What happened to the confidence and ideals of the European dream? The EU was set up to protect freedom. It was the Soviet Union that stopped people leaving. The lesson from history is clear: if you turn the EU club into a prison, the desire to get out won’t diminish it will grow … and we won’t be the only prisoner that will want to escape … If you reject the hand of friendship offered by our prime minister … you turn your back on the partnership that has given Europe more security, more freedom and more opportunities than ever in history … and a setback for the EU will become a wholly avoidable tragedy for Europe.
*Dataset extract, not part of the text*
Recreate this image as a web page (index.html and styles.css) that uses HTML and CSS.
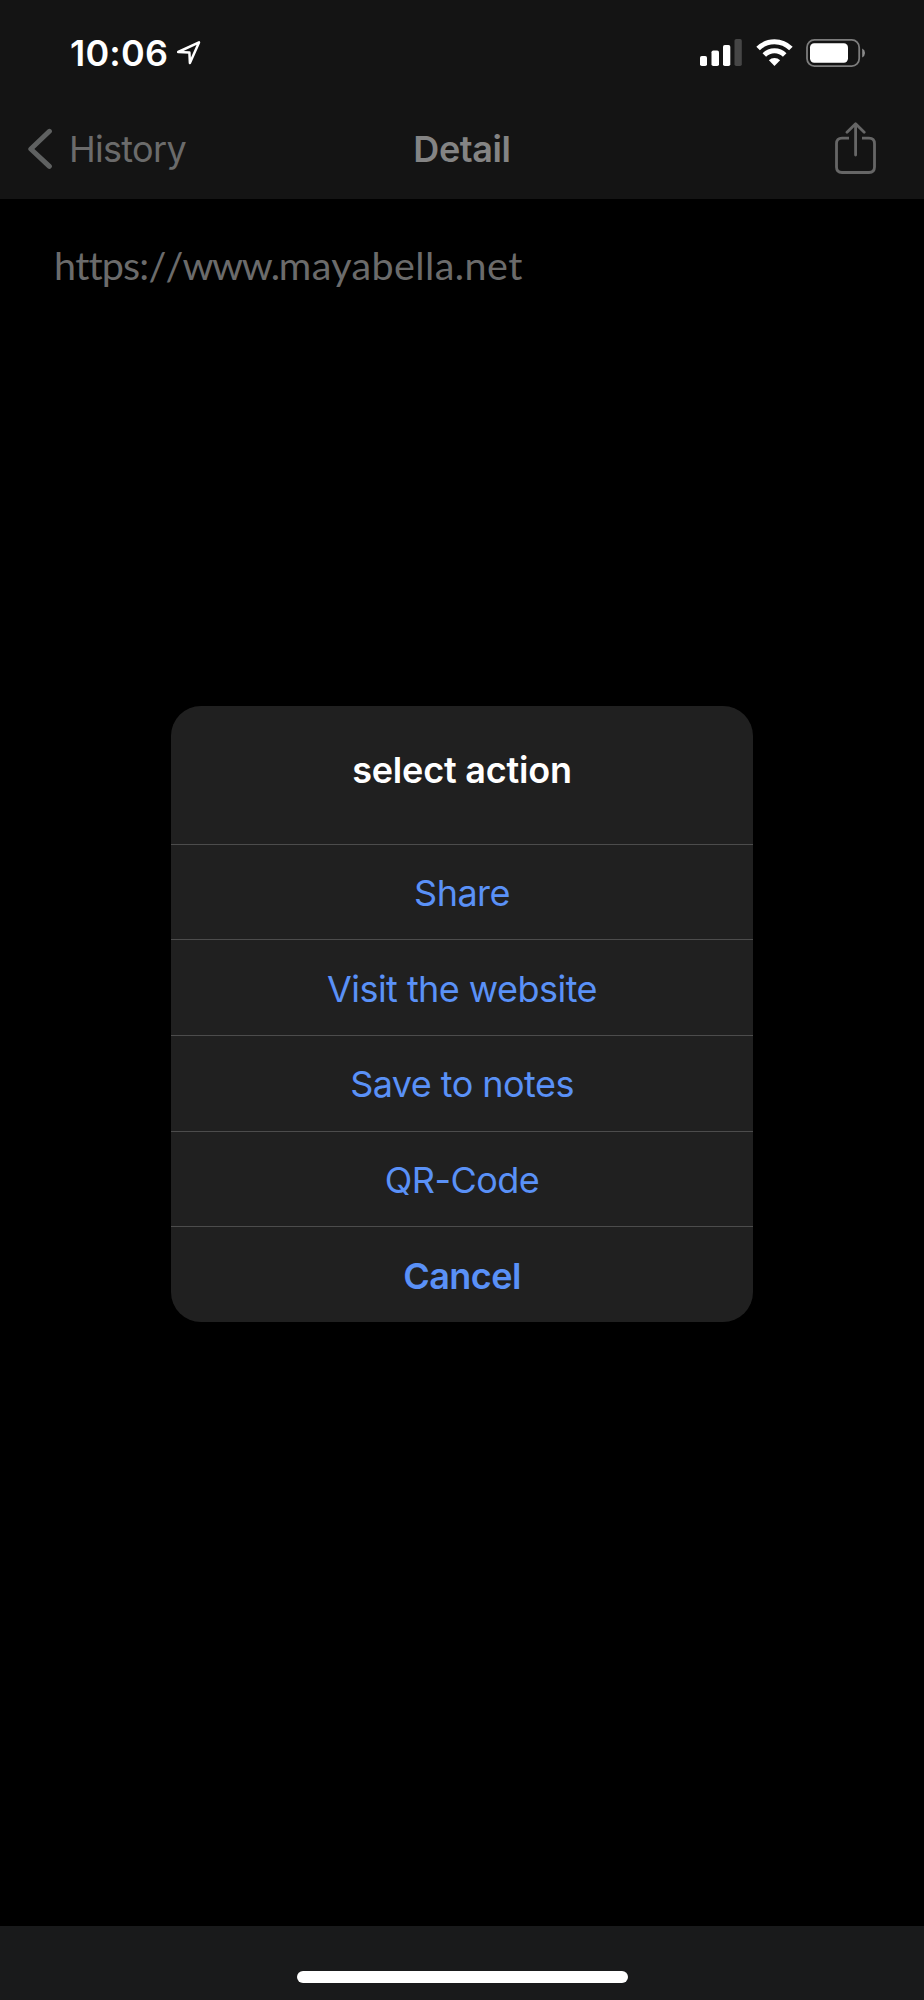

Academics give their view on how Hunt’s remarks will affect Brexit negotiations at this critical stage.

Richard Whitman, Professor of Politics and International Relations at University of Kent

Hunt’s speech was a crowd pleaser at the Conservative party conference but it generated considerable negative coverage in other European capitals. Using language that compared the EU to the Soviet Union was spectacularly mistimed. The UK is about to embark on a final push for a withdrawal agreement from the EU and can’t afford to antagonise it.

Thus far, the UK has pursued a “workaround” diplomatic strategy for Brexit. Instead of focusing entirely on dealing with Brussels, it has attempted to influence the European Commission’s stance by appealing to national governments and by sending ministers to visit European capitals to sell the Chequers deal.

The EU’s Baltic member states have been seen as relatively sympathetic to the UK in the Brexit negotiations so far. The strength of the reaction coming from the region’s diplomats after Hunt’s comments illustrates just how ill-advised they were. Tiina Intelmann, the Estonian ambassador to London, described the comparison as “insulting”.

When Hunt was chosen to replace Boris Johnson as foreign secretary, the news was greeted positively in European capitals. Johnson was seen as a detrimental influence on UK Brexit policy and a poor performer in his diplomatic role. Hunt had the opportunity to reset relationships with his fellow EU foreign ministers. The party conference speech will not have eased this task.

Hunt’s remarks fall in line with the rhetoric adopted by the UK government since the EU’s Salzburg summit, but will do him no favours in his new position. The UK government has held to its line that the Chequers deal is the basis for an agreement with the EU.

For the future, Hunt could usefully reflect on Harold Macmillan’s comment on the role of foreign secretary, delivered in the House of Commons in 1955:

Nothing he can say can do very much good, and almost anything he may say may do a great deal of harm.

Agnes Batory, Professor of Public Policy at Central European University

The EU is not the Soviet Union – it simply cares more about continuing members than quitters. Jeremy Hunt’s recent comparison of the EU to the Soviet Union, during his Conservative party conference speech, was rightly rebuked by EU policy-makers, as well as former senior British civil servants. The reasons are obvious: the EU was formed voluntarily by like-minded states and is governed by the rule of law – unlike that other union, which was created and maintained by coercion and oppression.

Looking at the comment from the perspective of one of the “new” member states, including Estonia, Latvia and Lithuania, many will see the comparison as offensive. Having suffered under Soviet rule, their countries worked hard to join this current union, and feel that EU membership has delivered peace and prosperity. Of course, not everyone would agree: Hunt has the dubious distinction of parroting Hungary’s populist prime minister, Viktor Orban, who drew a parallel between “Moscow” and “Brussels” years ago.

Hunt himself seemed to recognise that the comment was ill-advised, when he tried – and failed – to explain himself, claiming that he simply reacted to the EU trying to “punish” the UK for wanting to leave. And this is where an observer from the continent throws up her hands in despair.

It beggars belief that the head of the British Foreign Office still seems to fail to grasp the nature of the Brexit negotiations – even if the speech was delivered to Tory party faithful. It implies that Hunt and his colleagues continue to believe that the UK is somehow entitled to demand the EU puts Britain first, ahead of the interests of its member states. This simply will not happen. Cherry picking is not an option, and never has been. An obstinate insistence that it be allowed, lest the UK feels punished, will not serve the British public well.